What on earth is good about this? In my opinion, it's the fact that it forces us players to acknowledge the futility of demanding optimal. If you apply to a guild and the GM shows concern over your lack of Warforged gear that also has tertiary stats and a socket, it lets you know right away that this is a guild run by someone who lacks perspective. I am reminded of this article by Perculia and Hamlet from the beginning of Mists of Pandaria, addressing the then-panic over the difficulty of obtaining +300 stat food. The thing that was so frustrating about that storm in a teacup was the collective failure to realize that demanding +300 food at the very start of the expansion demonstrated a misunderstanding of priorities in terms of what made an upgrade valuable. Yes, +300 of a stat is more than +275, but the +25 difference was, and currently remains, such a tiny percentage of your overall rating in any given stat as to be utterly meaningless. Optimal is not always practical, and the WoD gear system as we currently understand it reinforces that with the iron hammer of the RNG. Thus, absolve yourself of the perceived obligation to always be optimal. Aim for what upgrades are most practical and useful, instead.
Unfortunately, if the RNG fails you, as it is wont to do, you may be one of the unlucky folks who never gets an enhanced item, or who gets one just before the next raid tier makes it irrelevant. If you raid at a very high level, this could be a problem. What if someone who has been extremely lucky in their gear drops applies for your spot? If you're both of comparable skill, and your guild is mercenary, you could potentially lose your place. I feel like that situation is specific enough so as to be completely irrelevant to the majority of players, but it also seems like the kind of thing that could cause acute misery for some.

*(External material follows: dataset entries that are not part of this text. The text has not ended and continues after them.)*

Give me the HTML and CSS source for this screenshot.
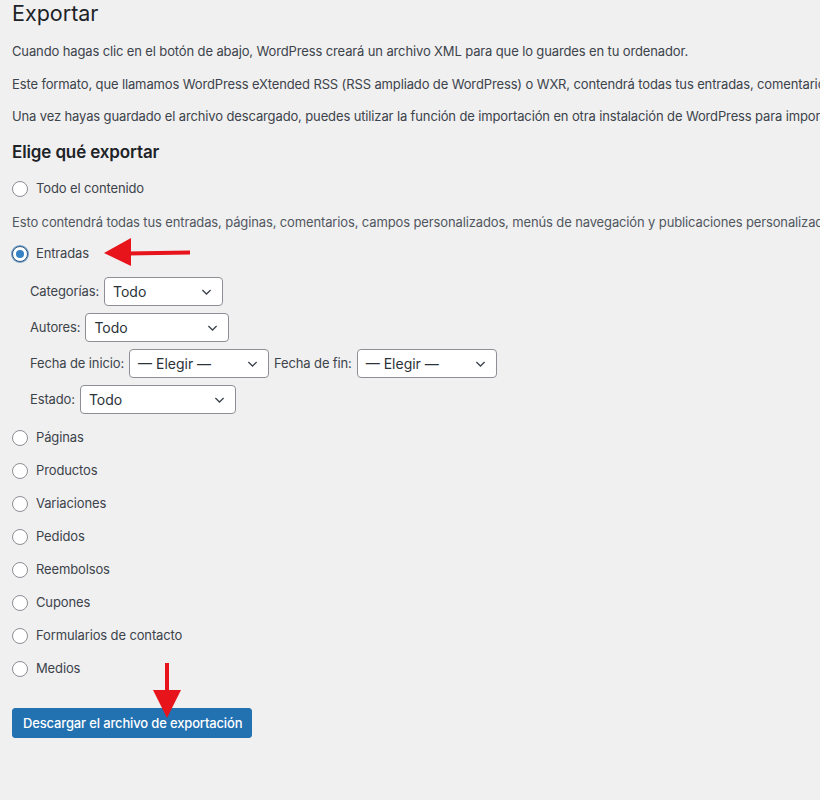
FILE: index.html
```html
<!DOCTYPE html>
<html lang="es">
<head>
    <meta charset="utf-8">
    <title>Exportar</title>
    <link rel="stylesheet" href="styles.css">
</head>
<body>
    <div class="wrap">
        <h1>Exportar</h1>
        <p>Cuando hagas clic en el botón de abajo, WordPress creará un archivo XML para que lo guardes en tu ordenador.</p>
        <p>Este formato, que llamamos WordPress eXtended RSS (RSS ampliado de WordPress) o WXR, contendrá todas tus entradas, comentarios, campos personalizados, categorías y etiquetas.</p>
        <p>Una vez hayas guardado el archivo descargado, puedes utilizar la función de importación en otra instalación de WordPress para importar el contenido de este sitio.</p>

        <h2>Elige qué exportar</h2>

        <div class="choices">
            <label class="radio-row"><span class="radio"></span>Todo el contenido</label>
            <p class="description">Esto contendrá todas tus entradas, páginas, comentarios, campos personalizados, menús de navegación y publicaciones personalizadas.</p>

            <label class="radio-row"><span class="radio checked"></span>Entradas</label>
            <ul class="filters">
                <li>
                    <span class="filter-label">Categorías:</span>
                    <span class="select w-cat"><span>Todo</span><svg viewBox="0 0 12 8"><path d="M1.5 1.8 6 6.2l4.5-4.4"/></svg></span>
                </li>
                <li>
                    <span class="filter-label">Autores:</span>
                    <span class="select w-author"><span>Todo</span><svg viewBox="0 0 12 8"><path d="M1.5 1.8 6 6.2l4.5-4.4"/></svg></span>
                </li>
                <li>
                    <span class="filter-label">Fecha de inicio:</span>
                    <span class="select w-date"><span>— Elegir —</span><svg viewBox="0 0 12 8"><path d="M1.5 1.8 6 6.2l4.5-4.4"/></svg></span>
                    <span class="filter-label">Fecha de fin:</span>
                    <span class="select w-date"><span>— Elegir —</span><svg viewBox="0 0 12 8"><path d="M1.5 1.8 6 6.2l4.5-4.4"/></svg></span>
                </li>
                <li>
                    <span class="filter-label">Estado:</span>
                    <span class="select w-status"><span>Todo</span><svg viewBox="0 0 12 8"><path d="M1.5 1.8 6 6.2l4.5-4.4"/></svg></span>
                </li>
            </ul>

            <label class="radio-row"><span class="radio"></span>Páginas</label>
            <label class="radio-row"><span class="radio"></span>Productos</label>
            <label class="radio-row"><span class="radio"></span>Variaciones</label>
            <label class="radio-row"><span class="radio"></span>Pedidos</label>
            <label class="radio-row"><span class="radio"></span>Reembolsos</label>
            <label class="radio-row"><span class="radio"></span>Cupones</label>
            <label class="radio-row"><span class="radio"></span>Formularios de contacto</label>
            <label class="radio-row"><span class="radio"></span>Medios</label>
        </div>

        <button class="button-primary">Descargar el archivo de exportación</button>
    </div>

    <!-- annotation arrows drawn over the page -->
    <svg class="annotations" width="820" height="800" viewBox="0 0 820 800">
        <path class="arrow-line" d="M126 253.5 L190 252.5"/>
        <path class="arrow-head" d="M104 253 L131 238 L131 266 Z"/>
        <path class="arrow-line" d="M167 663 L167 692"/>
        <path class="arrow-head" d="M153 690 L181 690 L167 718 Z"/>
    </svg>
</body>
</html>
```

FILE: styles.css
```css
body {
    margin: 0;
    background-color: #f0f0f1;
    color: #3c434a;
    font-family: Inter, "Noto Sans", sans-serif;
    font-size: 13px;
    line-height: 1.5;
    letter-spacing: -0.13px;
    overflow: hidden;
}
.wrap {
    padding: 0 12px;
    white-space: nowrap;
}
h1 {
    margin: 0;
    padding-bottom: 3px;
    font-size: 21.5px;
    font-weight: 400;
    line-height: 26px;
    letter-spacing: 0;
    color: #1d2327;
}
p {
    margin: 13px 0;
}
h2 {
    margin: 14px 0 0;
    font-size: 17px;
    font-weight: 600;
    line-height: 1.3;
    color: #1d2327;
}

/* Radio list */
.choices {
    display: flex;
    flex-direction: column;
    margin-top: 16px;
}
.radio-row {
    display: flex;
    align-items: center;
    gap: 8px;
    height: 20px;
    margin-bottom: 13px;
}
.radio {
    width: 16px;
    height: 16px;
    border: 1px solid #8c8f94;
    border-radius: 50%;
    background-color: #fff;
    box-sizing: border-box;
    display: flex;
    align-items: center;
    justify-content: center;
    flex-shrink: 0;
}
.radio.checked {
    border-color: #2c5a85;
    box-shadow: 0 0 0 1px #7aa1c6;
}
.radio.checked::before {
    content: '';
    width: 8px;
    height: 8px;
    border-radius: 50%;
    background-color: #3582c4;
}
.description {
    margin: 0 0 12px;
    height: 20px;
    line-height: 20px;
    color: #50575e;
}

/* Entradas filters */
.filters {
    list-style: none;
    margin: 0 0 13px 18px;
    padding: 0;
    display: flex;
    flex-direction: column;
    gap: 6px;
}
.filters li {
    display: flex;
    align-items: center;
    gap: 5px;
    height: 30px;
}
.select {
    display: flex;
    align-items: center;
    justify-content: space-between;
    height: 29px;
    padding: 0 10px 0 8px;
    border: 1px solid #8c8f94;
    border-radius: 4px;
    background-color: #fff;
    box-sizing: border-box;
    font-size: 14px;
    letter-spacing: 0;
    color: #2c3338;
}
.select svg {
    width: 11px;
    height: 8px;
    fill: none;
    stroke: #3c434a;
    stroke-width: 1.4;
}
.w-cat { width: 119px; }
.w-author { width: 144px; }
.w-date { width: 140px; }
.w-status { width: 156px; }

/* Submit */
.button-primary {
    margin-top: 16px;
    width: 240px;
    height: 30px;
    padding: 0 10px;
    border: 1px solid #2271b1;
    border-radius: 3px;
    background-color: #2271b1;
    color: #fff;
    font-family: inherit;
    font-size: 13px;
    font-weight: 500;
    letter-spacing: -0.15px;
}

.annotations {
    position: absolute;
    top: 0;
    left: 0;
    pointer-events: none;
}
.arrow-line {
    stroke: #e8141b;
    stroke-width: 4;
    fill: none;
}
.arrow-head {
    fill: #e8141b;
}
```
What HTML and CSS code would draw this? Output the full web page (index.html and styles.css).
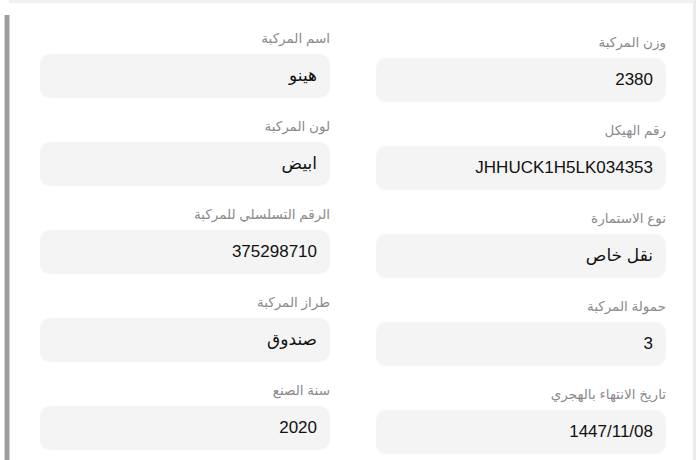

At the heart of it all is the fact that the randomized probabilities for gear to posses extra stats or other goodies add to the uncertainty of obtaining loot. Let's be clear: there's always been a degree of uncertainty built into loot drops. Though boss loot tables are fixed, there's no guarantee that what you need will actually show up--just ask anyone who's been farming old raids for mounts or transmog gear. The extra dimension of uncertainty being added in WoD is bound to make people nervous. Games derive a good portion of their fun from randomness and uncertainty, but it's a question of balancing that in a way such that the player doesn't feel like their actions are useless or futile in face of the randomness.
I'm very interested to see how this new system plays out in WoW. How about you? What are your feelings on it?